La novela no sólo es un espejo de su tiempo, sino un continuo juego de contrastes y reflejos opuestos que van más allá de los registros paisajísticos: Constance Chatterley es una mujer educada, moderna, capaz de sostener opiniones y tomarse libertades íntimas y de clase; está muy consciente de sus inquietudes sexuales y de su necesidad de satisfacerlas, pero también conoce la abnegación, la abstinencia y el placer derivado del intelecto: de ahí su conexión con Clifford, su marido discapacitado, para quien el sexo es una urgencia poco importante en comparación con sus preocupaciones artísticas y su voraz apetito de éxito; por eso mismo, no le molesta la posibilidad de que su mujer sea infiel siempre que, de preferencia, lo sea con alguien de su misma clase y con algo de inteligencia.

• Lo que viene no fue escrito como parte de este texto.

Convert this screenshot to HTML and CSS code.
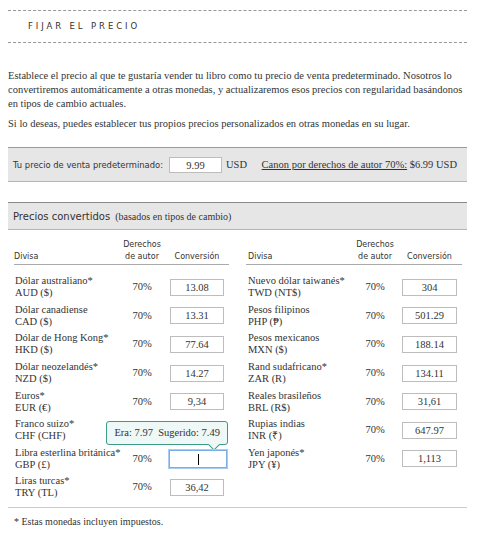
FILE: index.html
```html
<!DOCTYPE html>
<html lang="es">
<head>
<meta charset="utf-8">
<title>Fijar el precio</title>
<link rel="stylesheet" href="styles.css">
</head>
<body>
<div class="page">
  <div class="section-title">FIJAR EL PRECIO</div>
  <div class="intro">
    <p>Establece el precio al que te gustaría vender tu libro como tu precio de venta predeterminado. Nosotros lo convertiremos automáticamente a otras monedas, y actualizaremos esos precios con regularidad basándonos en tipos de cambio actuales.</p>
    <p>Si lo deseas, puedes establecer tus propios precios personalizados en otras monedas en su lugar.</p>
  </div>
  <div class="default-bar">
    <span class="default-label">Tu precio de venta predeterminado:</span>
    <span class="box default-box">9.99</span>
    <span class="cur">USD</span>
    <span class="royalty"><span class="ul">Canon por derechos de autor 70%:</span> $6.99 USD</span>
  </div>
  <div class="conv-bar">
    <span class="conv-title">Precios convertidos</span>
    <span class="conv-note">(basados en tipos de cambio)</span>
  </div>
  <div class="tables">
    <div class="ctable left">
      <div class="thead">
        <div class="th-name">Divisa</div>
        <div class="th-mid">Derechos<br>de autor</div>
        <div class="th-conv">Conversión</div>
      </div>
      <div class="rows">
        <div class="row"><div class="name">Dólar australiano*<br>AUD ($)</div><div class="pct">70%</div><div class="cell"><span class="box">13.08</span></div></div>
        <div class="row"><div class="name">Dólar canadiense<br>CAD ($)</div><div class="pct">70%</div><div class="cell"><span class="box">13.31</span></div></div>
        <div class="row"><div class="name">Dólar de Hong Kong*<br>HKD ($)</div><div class="pct">70%</div><div class="cell"><span class="box">77.64</span></div></div>
        <div class="row"><div class="name">Dólar neozelandés*<br>NZD ($)</div><div class="pct">70%</div><div class="cell"><span class="box">14.27</span></div></div>
        <div class="row"><div class="name">Euros*<br>EUR (€)</div><div class="pct">70%</div><div class="cell"><span class="box">9,34</span></div></div>
        <div class="row"><div class="name">Franco suizo*<br>CHF (CHF)</div><div class="pct"></div><div class="cell"></div></div>
        <div class="row"><div class="name">Libra esterlina británica*<br>GBP (£)</div><div class="pct">70%</div><div class="cell focus-cell"><span class="tooltip">Era: 7.97&nbsp; Sugerido: 7.49</span><span class="box focused"><span class="caret"></span></span></div></div>
        <div class="row"><div class="name">Liras turcas*<br>TRY (TL)</div><div class="pct">70%</div><div class="cell"><span class="box">36,42</span></div></div>
      </div>
    </div>
    <div class="ctable right">
      <div class="thead">
        <div class="th-name">Divisa</div>
        <div class="th-mid">Derechos<br>de autor</div>
        <div class="th-conv">Conversión</div>
      </div>
      <div class="rows">
        <div class="row"><div class="name">Nuevo dólar taiwanés*<br>TWD (NT$)</div><div class="pct">70%</div><div class="cell"><span class="box">304</span></div></div>
        <div class="row"><div class="name">Pesos filipinos<br>PHP (₱)</div><div class="pct">70%</div><div class="cell"><span class="box">501.29</span></div></div>
        <div class="row"><div class="name">Pesos mexicanos<br>MXN ($)</div><div class="pct">70%</div><div class="cell"><span class="box">188.14</span></div></div>
        <div class="row"><div class="name">Rand sudafricano*<br>ZAR (R)</div><div class="pct">70%</div><div class="cell"><span class="box">134.11</span></div></div>
        <div class="row"><div class="name">Reales brasileños<br>BRL (R$)</div><div class="pct">70%</div><div class="cell"><span class="box">31,61</span></div></div>
        <div class="row"><div class="name">Rupias indias<br>INR (₹)</div><div class="pct">70%</div><div class="cell"><span class="box">647.97</span></div></div>
        <div class="row"><div class="name">Yen japonés*<br>JPY (¥)</div><div class="pct">70%</div><div class="cell"><span class="box">1,113</span></div></div>
      </div>
    </div>
  </div>
  <div class="footnote">* Estas monedas incluyen impuestos.</div>
</div>
</body>
</html>
```

FILE: styles.css
```css
* { box-sizing: border-box; }
body {
  margin: 8px;
  background: #fff;
  color: #333;
  font-family: "Liberation Serif", "Times New Roman", serif;
  font-size: 10.5px;
}
.page { width: 459px; }

.section-title {
  margin-top: 2px;
  height: 33px;
  border-top: 1px dashed #999;
  border-bottom: 1px dashed #999;
  padding-left: 20px;
  line-height: 31px;
  font-family: "DejaVu Sans", Verdana, sans-serif;
  font-size: 8.5px;
  letter-spacing: 2.9px;
  color: #333;
}

.intro { margin-top: 26px; }
.intro p { margin: 0 0 6px; line-height: 14px; }

.default-bar {
  margin-top: 16px;
  height: 35px;
  background: #e6e6e6;
  border-top: 1px solid #999;
  border-bottom: 1px solid #b5b5b5;
  display: flex;
  align-items: center;
  padding-left: 5px;
  white-space: nowrap;
}
.default-bar > * { flex-shrink: 0; }
.default-label {
  font-family: "DejaVu Sans", Verdana, sans-serif;
  font-size: 8.4px;
}
.box {
  display: inline-block;
  background: #fff;
  border: 1px solid #bdbdbd;
  text-align: center;
  height: 17px;
  line-height: 15px;
  width: 54px;
}
.default-box { width: 53px; height: 16px; margin-left: 6px; }
.cur { margin-left: 4px; }
.royalty { margin-left: auto; margin-right: 10px; }
.ul { text-decoration: underline; }

.conv-bar {
  margin-top: 20px;
  height: 28px;
  background: #e6e6e6;
  border-top: 1px solid #8a8a8a;
  border-bottom: 1px solid #b5b5b5;
  display: flex;
  align-items: center;
  padding-left: 5px;
  gap: 5px;
}
.conv-title {
  font-family: "DejaVu Sans", Verdana, sans-serif;
  font-size: 10px;
}
.conv-note { font-size: 10px; }

.tables {
  display: flex;
  gap: 17px;
  padding: 0 5px 0 6px;
}
.ctable { width: 215px; }
.ctable.right { width: 216px; }

.thead {
  display: grid;
  grid-template-columns: minmax(0, 1fr) 56px 54px 5px;
  align-items: end;
  padding-top: 9px;
  border-bottom: 1px solid #aaa;
  font-family: "DejaVu Sans", Verdana, sans-serif;
  font-size: 8px;
  line-height: 12px;
  padding-bottom: 1px;
}
.right .thead { grid-template-columns: minmax(0, 1fr) 54px 55px 5px; }
.right .th-name { padding-left: 2px; }
.th-mid, .th-conv { text-align: center; }

.rows { padding-top: 8px; }
.row {
  display: grid;
  grid-template-columns: minmax(0, 1fr) 56px 54px 5px;
  align-items: center;
  height: 28.6px;
  line-height: 12px;
}
.right .row { grid-template-columns: minmax(0, 1fr) 54px 55px 5px; }
.name { white-space: nowrap; }
.left .name { padding-left: 1px; }
.right .name { padding-left: 2px; }
.pct { text-align: center; }
.cell { position: relative; height: 17px; }
.right .box { width: 55px; }

.box.focused {
  width: 58px;
  height: 18px;
  margin-left: -1px;
  border: 1px solid #7aaee6;
  box-shadow: 0 0 0 1px #a9cdf2;
  position: relative;
}
.caret {
  position: absolute;
  left: 28px;
  top: 3px;
  width: 1px;
  height: 11px;
  background: #000;
}
.tooltip {
  position: absolute;
  right: -4px;
  bottom: 22px;
  white-space: nowrap;
  background: #eef8f6;
  border: 1px solid #3c9a88;
  border-radius: 3px;
  padding: 0 7px;
  height: 24px;
  line-height: 22px;
  font-size: 10.5px;
  color: #333;
}
.tooltip::after {
  content: "";
  position: absolute;
  right: 9px;
  bottom: -5px;
  width: 7px;
  height: 7px;
  background: #eef8f6;
  border-right: 1px solid #3c9a88;
  border-bottom: 1px solid #3c9a88;
  transform: rotate(45deg);
}

.footnote {
  margin-top: 5px;
  border-top: 1px solid #ccc;
  padding: 8px 0 0 6px;
  line-height: 12px;
  font-size: 10px;
}
```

De igual forma, en oposición a la defensa de los valores puritanos de la vieja Inglaterra que comparten los amigos de Clifford, el bolchevismo —término que en la novela resume las luchas sociales de las masas tras el triunfo de la Revolución de Octubre— es definido, en medio de charlas ilustres en la augusta propiedad de los Chatterley, como una máquina que absorbe al ser humano impulsado por el odio a la burguesía, que a su vez es el paradigma del individualismo. Para Clifford ese odio, esa desconexión orgánica que mueve a la crítica literaria de la que se burla acremente, es la misma fuerza visceral que devasta los campos envenenados y consume los antiguos castillos solariegos como lo consume a él; un odio físico que obtiene su alimento de los aires de cambio y que, sin que Clifford lo sepa, forma parte de él mismo.

A su vez, en el extremo más distante de Clifford y su afectado refinamiento está Oliver Mellors, antiguo miembro del ejército que ha elegido el oficio de guardabosques y la austera soledad de su cabaña. Miembro de la clase baja, pero hombre culto hecho de lecturas y siervo altivo, retador, uno de los que no inclinan la cabeza, Mellors es un hombre a caballo entre el régimen que agoniza y el reinado de la máquina, aunque ha renunciado a ambos. Carente de ambiciones, sólo la pasión es capaz de sacudir su tedio: ese será su vínculo con Constance Chatterley.

Más allá de este entramado de contrastes y reflejos sociales, y de su incisivo análisis psicológico, histórico y contextual, Lawrence —observador mordaz— tuvo la sorpresiva capacidad de prever asuntos muy lejanos a su época, como la fertilización in vitro, que proponía como una opción para que las mujeres dejaran de preocuparse por la maternidad, y la internet. Cito: “En nuestros días los confines del mundo están a cinco minutos de Charing Cross. Mientras las conexiones inalámbricas están activas, en la tierra no hay lugares lejanos”. Esa oración podría haber sido escrita en la Inglaterra de hoy, y ser aún su reflejo.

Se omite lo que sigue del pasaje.